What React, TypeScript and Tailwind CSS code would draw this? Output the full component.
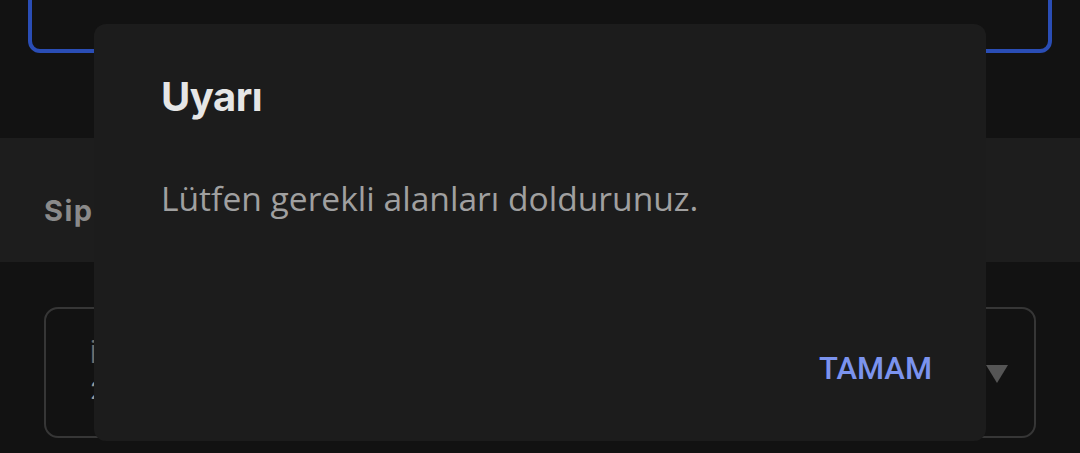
export default function App() {
  return (
    <div className="relative w-[1080px] h-[453px] overflow-hidden bg-[#121212] font-['Inter',sans-serif]">
      {/* page behind the scrim */}
      <div className="px-[28px]">
        <div className="relative -mt-[40px] h-[93px] rounded-b-[12px] border-[4px] border-[#2a4db5]">
          <div className="absolute right-[48px] -top-[0px] w-[34px] h-[34px] rounded-full border-[3px] border-[#5a5a5a] bg-[#2a2a2a]" />
        </div>
      </div>
      <div className="mt-[85px] h-[124px] bg-[#1d1d1d] px-[44px] pt-[56px]">
        <p className="text-[29px] leading-[34px] font-bold tracking-[1.5px] text-[#8a8a8a]">Siparişler</p>
      </div>
      <div className="mt-[45px] mx-[44px] h-[131px] rounded-[14px] border-2 border-[#363636] flex items-center pl-[44px] pr-[26px]">
        <div className="flex-1">
          <p className="text-[24px] leading-[28px] text-[#6f6f6f]">İl</p>
          <p className="mt-[8px] text-[24px] leading-[28px] text-[#9a9a9a]">2</p>
        </div>
        <svg width="22" height="18" viewBox="0 0 22 18" className="mt-[2px]">
          <path d="M0 0h22L11 18z" fill="#555555" />
        </svg>
      </div>

      {/* dialog */}
      <div className="absolute left-[94px] top-[24px] w-[892px] h-[417px] rounded-[12px] bg-[#1c1c1c] flex flex-col pl-[67px] pr-[54px] pt-[49px] pb-[54px]">
        <h2 className="text-[40px] leading-[48px] font-bold text-[#e6e6e6] tracking-[-0.5px]">Uyarı</h2>
        <p className="mt-[57px] text-[33.6px] leading-[40px] text-[#a0a0a0] font-['Open_Sans',sans-serif]">
          Lütfen gerekli alanları doldurunuz.
        </p>
        <div className="mt-auto flex justify-end">
          <button className="text-[31px] leading-[36px] font-medium text-[#7b93ee] font-['Roboto',sans-serif]">TAMAM</button>
        </div>
      </div>
    </div>
  );
}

====

### Brief:
Print the listing above in full, exactly as written. Omit any pictures.

### Full output:
What React, TypeScript and Tailwind CSS code would draw this? Output the full component.
export default function App() {
  return (
    <div className="relative w-[1080px] h-[453px] overflow-hidden bg-[#121212] font-['Inter',sans-serif]">
      {/* page behind the scrim */}
      <div className="px-[28px]">
        <div className="relative -mt-[40px] h-[93px] rounded-b-[12px] border-[4px] border-[#2a4db5]">
          <div className="absolute right-[48px] -top-[0px] w-[34px] h-[34px] rounded-full border-[3px] border-[#5a5a5a] bg-[#2a2a2a]" />
        </div>
      </div>
      <div className="mt-[85px] h-[124px] bg-[#1d1d1d] px-[44px] pt-[56px]">
        <p className="text-[29px] leading-[34px] font-bold tracking-[1.5px] text-[#8a8a8a]">Siparişler</p>
      </div>
      <div className="mt-[45px] mx-[44px] h-[131px] rounded-[14px] border-2 border-[#363636] flex items-center pl-[44px] pr-[26px]">
        <div className="flex-1">
          <p className="text-[24px] leading-[28px] text-[#6f6f6f]">İl</p>
          <p className="mt-[8px] text-[24px] leading-[28px] text-[#9a9a9a]">2</p>
        </div>
        <svg width="22" height="18" viewBox="0 0 22 18" className="mt-[2px]">
          <path d="M0 0h22L11 18z" fill="#555555" />
        </svg>
      </div>

      {/* dialog */}
      <div className="absolute left-[94px] top-[24px] w-[892px] h-[417px] rounded-[12px] bg-[#1c1c1c] flex flex-col pl-[67px] pr-[54px] pt-[49px] pb-[54px]">
        <h2 className="text-[40px] leading-[48px] font-bold text-[#e6e6e6] tracking-[-0.5px]">Uyarı</h2>
        <p className="mt-[57px] text-[33.6px] leading-[40px] text-[#a0a0a0] font-['Open_Sans',sans-serif]">
          Lütfen gerekli alanları doldurunuz.
        </p>
        <div className="mt-auto flex justify-end">
          <button className="text-[31px] leading-[36px] font-medium text-[#7b93ee] font-['Roboto',sans-serif]">TAMAM</button>
        </div>
      </div>
    </div>
  );
}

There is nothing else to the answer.